- Qezel Hesar-e Pain Location within Iran
- Coordinates: 37°15′46″N 56°34′43″E﻿ / ﻿37.26278°N 56.57861°E
- Country: Iran
- Province: North Khorasan
- County: Garmeh
- District: Central
- Rural District: Bala Dasht

Population (2016)
- • Total: 187
- Time zone: UTC+3:30 (IRST)

= Qezel Hesar-e Pain =

Village in North Khorasan province, Iran

Qezel Hesar-e Pain (قزل حصارپائين) (Note: Also romanized as Qezel Ḩeşār-e Pā’īn; also known as Qezel Ḩeşār-e Soflá and Quezel Ḩeşār Pā’īn) is a village in Bala Dasht Rural District of the Central District in Garmeh County, North Khorasan province, Iran.

==Demographics==
===Population===
At the time of the 2006 National Census, the village's population was 193 in 47 households, when it was in Golestan Rural District of the Central District in Jajrom County.
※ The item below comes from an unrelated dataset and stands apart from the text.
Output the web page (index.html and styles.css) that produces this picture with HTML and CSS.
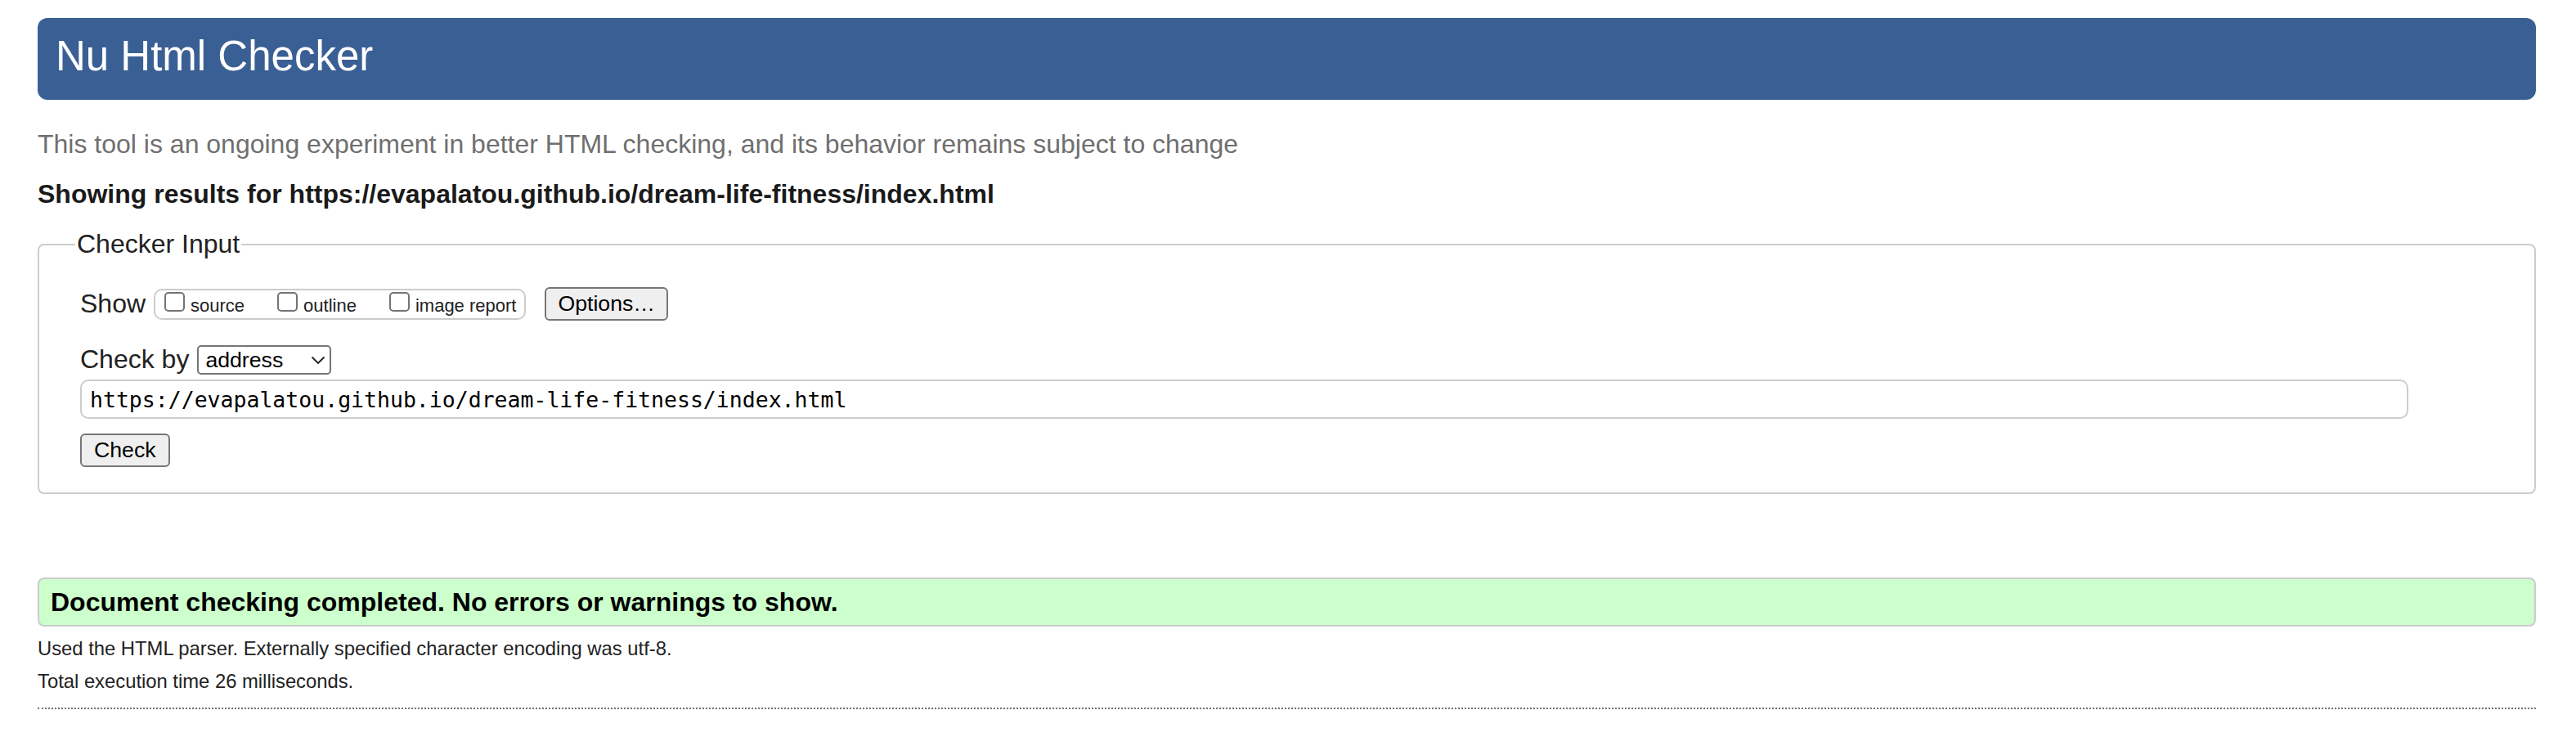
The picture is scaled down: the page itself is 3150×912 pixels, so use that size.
FILE: index.html
```html
<!DOCTYPE html>
<html lang="en">
<head>
<meta charset="utf-8">
<title>Nu Html Checker</title>
<link rel="stylesheet" href="styles.css">
</head>
<body>
<h1 class="title">Nu Html Checker</h1>
<p class="intro">This tool is an ongoing experiment in better HTML checking, and its behavior remains subject to change</p>
<p class="showing">Showing results for https://evapalatou.github.io/dream-life-fitness/index.html</p>
<form class="checker-form">
  <fieldset class="checker">
    <legend class="checker-legend">Checker Input</legend>
    <div class="row row-show">
      <span class="label">Show</span>
      <span class="checks">
        <label class="check-opt"><input type="checkbox"><span>source</span></label>
        <label class="check-opt"><input type="checkbox"><span>outline</span></label>
        <label class="check-opt"><input type="checkbox"><span>image report</span></label>
      </span>
      <button type="button" class="btn options-btn">Options…</button>
    </div>
    <div class="row row-by">
      <span class="label">Check by</span>
      <span class="select-wrap">
        <select class="select"><option>address</option></select>
        <svg class="chevron" width="16" height="9" viewBox="0 0 16 9" aria-hidden="true"><path d="M1 1 L8 8 L15 1" fill="none" stroke="#222" stroke-width="1.8" stroke-linecap="round" stroke-linejoin="round"/></svg>
      </span>
    </div>
    <input class="url" type="text" value="https://evapalatou.github.io/dream-life-fitness/index.html">
    <button type="button" class="btn check-btn">Check</button>
  </fieldset>
</form>
<p class="result">Document checking completed. No errors or warnings to show.</p>
<p class="stats">Used the HTML parser. Externally specified character encoding was utf-8.</p>
<p class="stats">Total execution time 26 milliseconds.</p>
<hr class="rule">
</body>
</html>
```

FILE: styles.css
```css
html, body {
  background: #fff;
}
body {
  margin: 0;
  padding: 22px 49px 0 46px;
  font-family: "Liberation Sans", Arial, Helvetica, sans-serif;
  color: #222;
}
.title {
  margin: 0;
  height: 100px;
  box-sizing: border-box;
  padding: 0 22px 6px;
  line-height: 94px;
  font-size: 51px;
  font-weight: normal;
  color: #fff;
  background: #3a5f94;
  border-radius: 12px;
}
.intro {
  margin: 36px 0 0;
  font-size: 32px;
  line-height: 37px;
  color: #6f6f6f;
}
.showing {
  margin: 24px 0 0;
  font-size: 32px;
  line-height: 37px;
  font-weight: bold;
  color: #1a1a1a;
}
.checker-form {
  margin: 24px 0 0;
}
.checker {
  margin: 0;
  min-width: 0;
  padding: 0 48px 31px 50px;
  border: 2px solid #ccc;
  border-radius: 8px;
}
.checker-legend {
  font-size: 32px;
  line-height: 37px;
  padding: 0 2px;
  margin-left: -6px;
  color: #222;
}
.row {
  display: flex;
  align-items: center;
}
.row-show {
  margin-top: 34px;
  height: 41px;
}
.label {
  font-size: 32px;
  line-height: 37px;
  color: #222;
}
.checks {
  display: flex;
  align-items: center;
  gap: 40px;
  height: 38px;
  box-sizing: border-box;
  border: 2px solid #ccc;
  border-radius: 10px;
  padding: 0 10px 0 11px;
  margin-left: 10px;
}
.check-opt {
  display: flex;
  align-items: baseline;
  font-size: 22px;
  line-height: 25px;
  color: #222;
}
.check-opt input {
  appearance: none;
  -webkit-appearance: none;
  width: 25px;
  height: 24px;
  margin: 0 7px 0 0;
  box-sizing: border-box;
  border: 2px solid #747474;
  border-radius: 5px;
  background: #fff;
}
.btn {
  height: 41px;
  box-sizing: border-box;
  font-family: "Liberation Sans", Arial, Helvetica, sans-serif;
  font-size: 26.67px;
  color: #000;
  background: #efefef;
  border: 2px solid #767676;
  border-radius: 6px;
}
.options-btn {
  margin-left: 23px;
  padding: 0 14px;
}
.row-by {
  margin-top: 29px;
}
.select-wrap {
  position: relative;
  margin-left: 10px;
  display: flex;
}
.select {
  appearance: none;
  -webkit-appearance: none;
  width: 164px;
  height: 36px;
  box-sizing: border-box;
  padding: 0 0 0 8px;
  font-family: "Liberation Sans", Arial, Helvetica, sans-serif;
  font-size: 26.67px;
  color: #000;
  background: #fff;
  border: 2px solid #767676;
  border-radius: 5px;
}
.chevron {
  position: absolute;
  right: 8px;
  top: 14px;
  pointer-events: none;
}
.url {
  display: block;
  margin: 6px 0 0 0;
  width: calc(100% - 106px);
  height: 48px;
  box-sizing: border-box;
  padding: 0 10px;
  font-family: "DejaVu Sans Mono", "Liberation Mono", monospace;
  font-size: 26.5px;
  color: #000;
  background: #fff;
  border: 2px solid #ccc;
  border-radius: 10px;
}
.check-btn {
  display: block;
  margin-top: 18px;
  padding: 0 15px;
}
.result {
  margin: 102px 0 0;
  height: 60px;
  box-sizing: border-box;
  padding: 0 14px;
  line-height: 57px;
  font-size: 32px;
  font-weight: bold;
  color: #000;
  background: #ccffcc;
  border: 2px solid #ccc;
  border-radius: 8px;
}
.result + .stats {
  margin-top: 7px;
}
.stats {
  margin: 0;
  font-size: 23.8px;
  line-height: 40px;
  color: #222;
}
.rule {
  margin: 12px 0 0;
  height: 0;
  border: 0;
  border-top: 2px dotted #707070;
}
```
The following census in 2011 counted 185 people in 51 households, by which time the rural district had been separated from the county in the establishment of Garmeh County. It was transferred to the new Central District, and Qezel Hesar-e Pain was transferred to Bala Dasht Rural District created in the same district. The 2016 census measured the population of the village as 187 people in 52 households.